Insurance is a great innovation that reduces risk and incentivizes good driving behavior, and that makes our world much safer and more affordable.

Imagine if there are no road rules. It would be completely chaotic on the roads and a very unsafe place for everyone who drives, walks or uses the roadways. Hit and run accidents might become commonplace as people who are involved in accidents try to get away as soon as possible to avoid the costs as well as fear of prosecution. The damages caused by accidents might force many to declare bankruptcy. A world without car insurance would be catastrophic to the general public in all aspects.

Q: Does risk-based pricing -- based on health, age or geography -- defeat the purpose of insurance (and pooling risk) in the first place?

A: Insurance companies are also for-profit corporations. They would like to minimize their risk and maximize their profits. From the insurance company’s perspective, it makes perfect sense to identify riskier factors that might be too expensive to insure, and charge them abnormally high premiums to the point of unaffordability.

By pooling all types of insurable assets -- low risk, moderate risk to extremely high risk -- and by building actuarial models that quantify losses, insurance firms might be able to diversify/reduce their risk yet make a decent profit.

I am not an expert on the laws governing the insurance industry or how/where insurance carriers can or cannot underwrite policies. Insurance carriers evaluate the risks of underwriting policies, whether car insurance or homeowners insurance, based on several factors. If they conclude that the risks outweigh the benefits, they might pull out of such markets. A good example would be Florida, where there is lack of private insurance market competition due to hurricanes.

Insurance carriers pool their nationwide underwritten assets such that they can mitigate the losses in any particular geographic area. But nature and other catastrophic events are unpredictable even with the best computer-simulated models.

Also, historically the damages caused by adverse weather events and the losses suffered by the insurance industry make it less viable for insurance companies to continue providing coverage. So, risk-based pricing is a survival issue for insurance companies and it is a perfectly legitimate way for them to continue to stay in business and provide insurance in those markets that they feel they can serve. 
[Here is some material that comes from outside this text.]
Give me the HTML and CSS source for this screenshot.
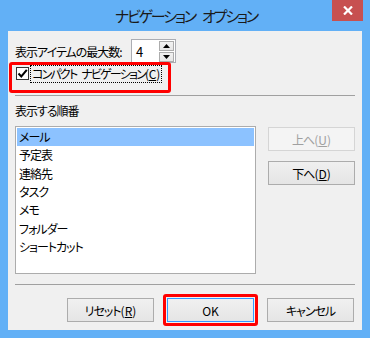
FILE: index.html
```html
<!DOCTYPE html>
<html lang="ja">
<head>
<meta charset="utf-8">
<link rel="stylesheet" href="styles.css">
</head>
<body>
<div class="window">
  <div class="titlebar">
    <span class="title">ナビゲーション オプション</span>
    <div class="close">
      <svg width="10" height="9" viewBox="0 0 10 9"><path d="M1 0.5 L9 8.5 M9 0.5 L1 8.5" stroke="#fff" stroke-width="2.2"/></svg>
    </div>
  </div>
  <div class="client">
    <div class="row-max">
      <span class="max-label">表示アイテムの最大数<span class="en">:</span></span>
      <div class="spin">
        <span class="spin-val">4</span>
        <div class="spin-btns">
          <div class="sb"><svg width="7" height="4" viewBox="0 0 7 4"><path d="M3.5 0 L7 4 L0 4Z" fill="#000"/></svg></div>
          <div class="sb"><svg width="7" height="4" viewBox="0 0 7 4"><path d="M0 0 L7 0 L3.5 4Z" fill="#000"/></svg></div>
        </div>
      </div>
    </div>
    <div class="row-check">
      <span class="chk"><svg width="11" height="11" viewBox="0 0 11 11"><path d="M1.5 5.5 L4.3 8.5 L9.8 1.8" fill="none" stroke="#000" stroke-width="2"/></svg></span>
      <span class="chk-label">コンパクト ナビゲーション<span class="en">(<u>C</u>)</span></span>
    </div>
    <div class="sep"></div>
    <div class="lbl">表示する順番</div>
    <div class="list-row">
      <div class="list">
        <div class="item sel">メール</div>
        <div class="item">予定表</div>
        <div class="item">連絡先</div>
        <div class="item">タスク</div>
        <div class="item">メモ</div>
        <div class="item">フォルダー</div>
        <div class="item">ショートカット</div>
      </div>
      <div class="side-btns">
        <div class="btn disabled">上へ<span class="en">(<u>U</u>)</span></div>
        <div class="btn">下へ<span class="en">(<u>D</u>)</span></div>
      </div>
    </div>
    <div class="sep sep2"></div>
    <div class="bottom-btns">
      <div class="btn">リセット<span class="en">(<u>R</u>)</span></div>
      <div class="btn default"><span class="en">OK</span></div>
      <div class="btn">キャンセル</div>
    </div>
  </div>
</div>
</body>
</html>
```

FILE: styles.css
```css
* { box-sizing: border-box; }
html, body { margin: 0; padding: 0; }
body {
  width: 370px;
  height: 338px;
  overflow: hidden;
  font-family: "Noto Sans CJK JP", "Noto Sans", sans-serif;
  font-feature-settings: "palt";
  font-size: 12px;
  letter-spacing: -1px;
  color: #000;
}
.en { letter-spacing: 0; }
.window {
  width: 370px;
  height: 338px;
  background: #62b0f6;
  display: flex;
  flex-direction: column;
  padding: 0 8px 8px 8px;
}
.titlebar {
  position: relative;
  height: 31px;
  display: flex;
  align-items: center;
  justify-content: center;
}
.title {
  font-size: 15px;
  letter-spacing: -2.2px;
  word-spacing: 6px;
  color: #1a1a1a;
  margin-top: -1px;
  margin-left: 2px;
}
.close {
  position: absolute;
  top: 0;
  right: -1px;
  width: 31px;
  height: 21px;
  background: #c75050;
  display: flex;
  align-items: center;
  justify-content: center;
}
.client {
  position: relative;
  flex: 1;
  background: #f0f0f0;
  padding: 8px 7px 0 7px;
}
.row-max {
  display: flex;
  align-items: center;
  height: 24px;
}
.max-label {
  width: 116px;
  flex-shrink: 0;
  white-space: nowrap;
}
.spin {
  width: 45px;
  height: 24px;
  border: 1px solid #abadb3;
  background: #fff;
  display: flex;
  align-items: center;
  justify-content: space-between;
  padding: 0 1px 0 4px;
}
.spin-val { font-size: 13px; }
.spin-btns {
  display: flex;
  flex-direction: column;
  gap: 1px;
}
.sb {
  width: 15px;
  height: 10px;
  border: 1px solid #acacac;
  background: linear-gradient(#f2f2f2, #e6e6e6);
  display: flex;
  align-items: center;
  justify-content: center;
}
.row-check {
  position: relative;
  display: flex;
  align-items: center;
  height: 21px;
}
.row-check::after {
  content: "";
  position: absolute;
  left: -6px;
  top: -1px;
  width: 156px;
  height: 25px;
  border: 3px solid #f00;
  border-radius: 3px;
}
.chk {
  width: 13px;
  height: 13px;
  border: 1px solid #333;
  background: #fff;
  display: flex;
  align-items: center;
  justify-content: center;
  margin-left: 1px;
  flex-shrink: 0;
}
.chk-label {
  margin-left: 1px;
  border: 1px dotted #000;
  padding: 0 1px;
  line-height: 16px;
  white-space: nowrap;
  letter-spacing: -1.8px;
  word-spacing: 4px;
}
.chk-label .en { letter-spacing: -0.3px; }
.sep {
  height: 1px;
  background: #a0a0a0;
  width: 340px;
  margin-top: 11px;
}
.lbl {
  margin-top: 7px;
  line-height: 16px;
}
.list-row {
  display: flex;
  margin-top: 7px;
  gap: 12px;
}
.list {
  width: 241px;
  height: 148px;
  border: 1px solid #acacac;
  background: #fff;
  padding: 1px;
}
.item {
  height: 18.33px;
  line-height: 18px;
  padding-left: 2px;
}
.item.sel { background: #8cc2ff; }
.side-btns {
  display: flex;
  flex-direction: column;
  gap: 10px;
  padding-top: 1px;
}
.btn {
  width: 87px;
  height: 24px;
  border: 1px solid #acacac;
  background: linear-gradient(#f0f0f0, #e5e5e5);
  display: flex;
  align-items: center;
  justify-content: center;
}
.btn.disabled {
  border-color: #d5d5d5;
  background: #f4f4f4;
  color: #a0a0a0;
}
.sep2 { margin-top: 10px; }
.bottom-btns {
  display: flex;
  justify-content: flex-end;
  gap: 13px;
  margin-top: 13px;
  padding-right: 1px;
}
.btn.default {
  position: relative;
  border-color: #3399ff;
}
.btn.default::after {
  content: "";
  position: absolute;
  left: -5px;
  top: -5px;
  right: -5px;
  bottom: -5px;
  border: 3px solid #f00;
  border-radius: 3px;
}
```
Q: How do you think the unprecedented aging population, or so-called "silver tsunami," will impact the insurance industry?

A: The fact is the entire global population is aging, more so in advanced economies of West, Japan and China. The aging phenomenon is a formidable challenge to the insurance industry but not insurmountable.

There are parts of the world in the developing or less developed economies which are woefully underinsured. Insurance companies need to expand their underwriting operations globally, serve the less insured populations in China, India, Middle East, and fast-growing economies in Africa and South America. By covering a much larger and younger population in these economies, insurers might be able to mitigate the loss of business in their existing advanced economic markets.

The developing and less developed economies will benefit from having insurance products for their populations. It will be win-win for both consumers in such underinsured countries as well as for the insurers that need to diversify their revenue streams.

History has shown the capitalism has the uncanny ability to innovate itself, out of necessity. I have no doubt that the insurance business will thrive by opening new markets and creating innovative products that are currently nonexistent.